Faithfully return all lines, omitting every embedded picture.

─── Source data

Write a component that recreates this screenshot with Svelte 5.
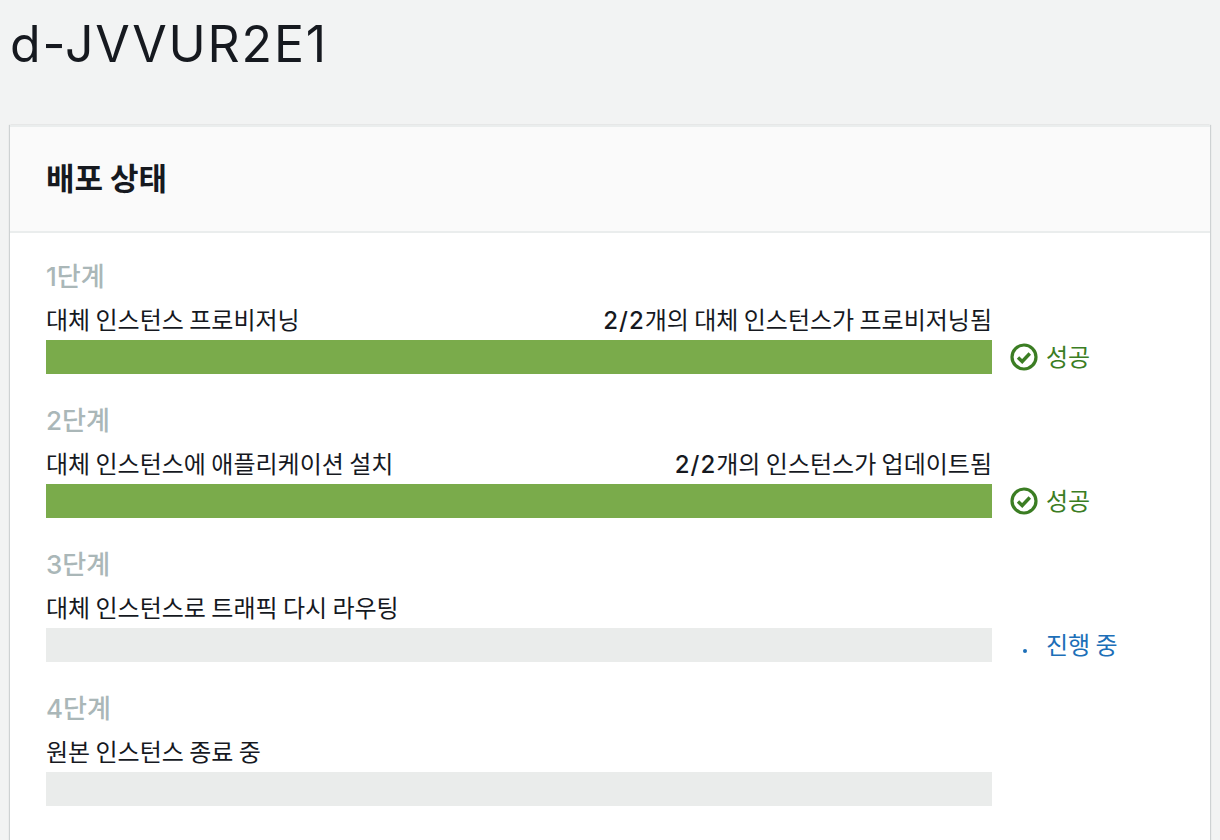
<script>
  const steps = [
    { num: '1', label: '단계', title: '대체 인스턴스 프로비저닝', count: '2/2', detail: '개의 대체 인스턴스가 프로비저닝됨', state: 'success' },
    { num: '2', label: '단계', title: '대체 인스턴스에 애플리케이션 설치', count: '2/2', detail: '개의 인스턴스가 업데이트됨', state: 'success' },
    { num: '3', label: '단계', title: '대체 인스턴스로 트래픽 다시 라우팅', count: '', detail: '', state: 'progress' },
    { num: '4', label: '단계', title: '원본 인스턴스 종료 중', count: '', detail: '', state: 'pending' }
  ];
</script>

<div class="page">
  <h1>d-JVVUR2E1</h1>
  <section class="card">
    <header class="card-head"><h2>배포 상태</h2></header>
    <div class="card-body">
      {#each steps as step}
        <div class="step">
          <div class="step-label"><span class="latin">{step.num}</span>{step.label}</div>
          <div class="texts">
            <span>{step.title}</span>
            <span><span class="latin count">{step.count}</span>{step.detail}</span>
          </div>
          <div class="row">
            <div class="bar" class:done={step.state === 'success'}></div>
            {#if step.state === 'success'}
              <div class="status ok">
                <svg width="28" height="28" viewBox="0 0 28 28" fill="none" stroke="currentColor">
                  <circle cx="14" cy="14" r="12" stroke-width="3.2" />
                  <path d="M8 14.5l4.2 4 7.6-8" stroke-width="3.4" />
                </svg>
                <span class="status-text">성공</span>
              </div>
            {:else if step.state === 'progress'}
              <div class="status busy">
                <span class="dot"></span>
                <span class="status-text">진행 중</span>
              </div>
            {/if}
          </div>
        </div>
      {/each}
    </div>
  </section>
</div>

<style>
  :global(body) {
    margin: 0;
    background: #f2f3f3;
    font-family: "Noto Sans CJK KR", sans-serif;
    color: #16191f;
  }

  .page {
    height: 840px;
    overflow: hidden;
    padding: 0 10px;
  }

  h1 {
    margin: 0;
    height: 125px;
    padding-top: 14px;
    box-sizing: border-box;
    font-family: Inter, sans-serif;
    font-size: 50px;
    font-weight: 400;
    letter-spacing: 1.8px;
    line-height: 60px;
  }

  .latin {
    font-family: Inter, sans-serif;
    font-weight: 500;
    line-height: 1;
  }

  .count {
    letter-spacing: 1px;
  }

  .card {
    background: #fff;
    border-top: 2px solid #eaeded;
    box-shadow: -1px 0 1px rgba(0, 28, 36, 0.15), 1px 0 1px rgba(0, 28, 36, 0.15);
    height: 760px;
  }

  .card-head {
    background: #fafafa;
    border-bottom: 2px solid #eaeded;
    height: 106px;
    box-sizing: border-box;
    padding: 0 36px 6px;
    display: flex;
    align-items: center;
  }

  h2 {
    margin: 0;
    font-size: 31px;
    font-weight: 700;
  }

  .card-body {
    padding: 24px 36px 0;
  }

  .step {
    height: 144px;
  }

  .step-label {
    color: #aab7b8;
    font-size: 26px;
    font-weight: 500;
    line-height: 36px;
  }

  .row {
    display: flex;
    align-items: center;
  }

  .texts {
    display: flex;
    justify-content: space-between;
    width: 946px;
    font-size: 24px;
    line-height: 36px;
    height: 39px;
    margin-top: 8px;
  }

  .bar {
    width: 946px;
    height: 34px;
    background: #eaeceb;
  }

  .bar.done {
    background: #7aab4b;
  }

  .status {
    display: flex;
    align-items: center;
    font-size: 24px;
    height: 34px;
    margin-left: 18px;
    gap: 8px;
  }

  .status-text {
    margin-bottom: 4px;
  }

  .ok {
    color: #3b7d23;
  }

  .busy {
    color: #1d6fb8;
  }

  .dot {
    width: 4px;
    height: 4px;
    border-radius: 50%;
    background: #1d6fb8;
    margin: 12px 11px 0 13px;
  }
</style>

──────

● **Solution for this problem**:
Write a component that recreates this screenshot with Svelte 5.
<script>
  const steps = [
    { num: '1', label: '단계', title: '대체 인스턴스 프로비저닝', count: '2/2', detail: '개의 대체 인스턴스가 프로비저닝됨', state: 'success' },
    { num: '2', label: '단계', title: '대체 인스턴스에 애플리케이션 설치', count: '2/2', detail: '개의 인스턴스가 업데이트됨', state: 'success' },
    { num: '3', label: '단계', title: '대체 인스턴스로 트래픽 다시 라우팅', count: '', detail: '', state: 'progress' },
    { num: '4', label: '단계', title: '원본 인스턴스 종료 중', count: '', detail: '', state: 'pending' }
  ];
</script>

<div class="page">
  <h1>d-JVVUR2E1</h1>
  <section class="card">
    <header class="card-head"><h2>배포 상태</h2></header>
    <div class="card-body">
      {#each steps as step}
        <div class="step">
          <div class="step-label"><span class="latin">{step.num}</span>{step.label}</div>
          <div class="texts">
            <span>{step.title}</span>
            <span><span class="latin count">{step.count}</span>{step.detail}</span>
          </div>
          <div class="row">
            <div class="bar" class:done={step.state === 'success'}></div>
            {#if step.state === 'success'}
              <div class="status ok">
                <svg width="28" height="28" viewBox="0 0 28 28" fill="none" stroke="currentColor">
                  <circle cx="14" cy="14" r="12" stroke-width="3.2" />
                  <path d="M8 14.5l4.2 4 7.6-8" stroke-width="3.4" />
                </svg>
                <span class="status-text">성공</span>
              </div>
            {:else if step.state === 'progress'}
              <div class="status busy">
                <span class="dot"></span>
                <span class="status-text">진행 중</span>
              </div>
            {/if}
          </div>
        </div>
      {/each}
    </div>
  </section>
</div>

<style>
  :global(body) {
    margin: 0;
    background: #f2f3f3;
    font-family: "Noto Sans CJK KR", sans-serif;
    color: #16191f;
  }

  .page {
    height: 840px;
    overflow: hidden;
    padding: 0 10px;
  }

  h1 {
    margin: 0;
    height: 125px;
    padding-top: 14px;
    box-sizing: border-box;
    font-family: Inter, sans-serif;
    font-size: 50px;
    font-weight: 400;
    letter-spacing: 1.8px;
    line-height: 60px;
  }

  .latin {
    font-family: Inter, sans-serif;
    font-weight: 500;
    line-height: 1;
  }

  .count {
    letter-spacing: 1px;
  }

  .card {
    background: #fff;
    border-top: 2px solid #eaeded;
    box-shadow: -1px 0 1px rgba(0, 28, 36, 0.15), 1px 0 1px rgba(0, 28, 36, 0.15);
    height: 760px;
  }

  .card-head {
    background: #fafafa;
    border-bottom: 2px solid #eaeded;
    height: 106px;
    box-sizing: border-box;
    padding: 0 36px 6px;
    display: flex;
    align-items: center;
  }

  h2 {
    margin: 0;
    font-size: 31px;
    font-weight: 700;
  }

  .card-body {
    padding: 24px 36px 0;
  }

  .step {
    height: 144px;
  }

  .step-label {
    color: #aab7b8;
    font-size: 26px;
    font-weight: 500;
    line-height: 36px;
  }

  .row {
    display: flex;
    align-items: center;
  }

  .texts {
    display: flex;
    justify-content: space-between;
    width: 946px;
    font-size: 24px;
    line-height: 36px;
    height: 39px;
    margin-top: 8px;
  }

  .bar {
    width: 946px;
    height: 34px;
    background: #eaeceb;
  }

  .bar.done {
    background: #7aab4b;
  }

  .status {
    display: flex;
    align-items: center;
    font-size: 24px;
    height: 34px;
    margin-left: 18px;
    gap: 8px;
  }

  .status-text {
    margin-bottom: 4px;
  }

  .ok {
    color: #3b7d23;
  }

  .busy {
    color: #1d6fb8;
  }

  .dot {
    width: 4px;
    height: 4px;
    border-radius: 50%;
    background: #1d6fb8;
    margin: 12px 11px 0 13px;
  }
</style>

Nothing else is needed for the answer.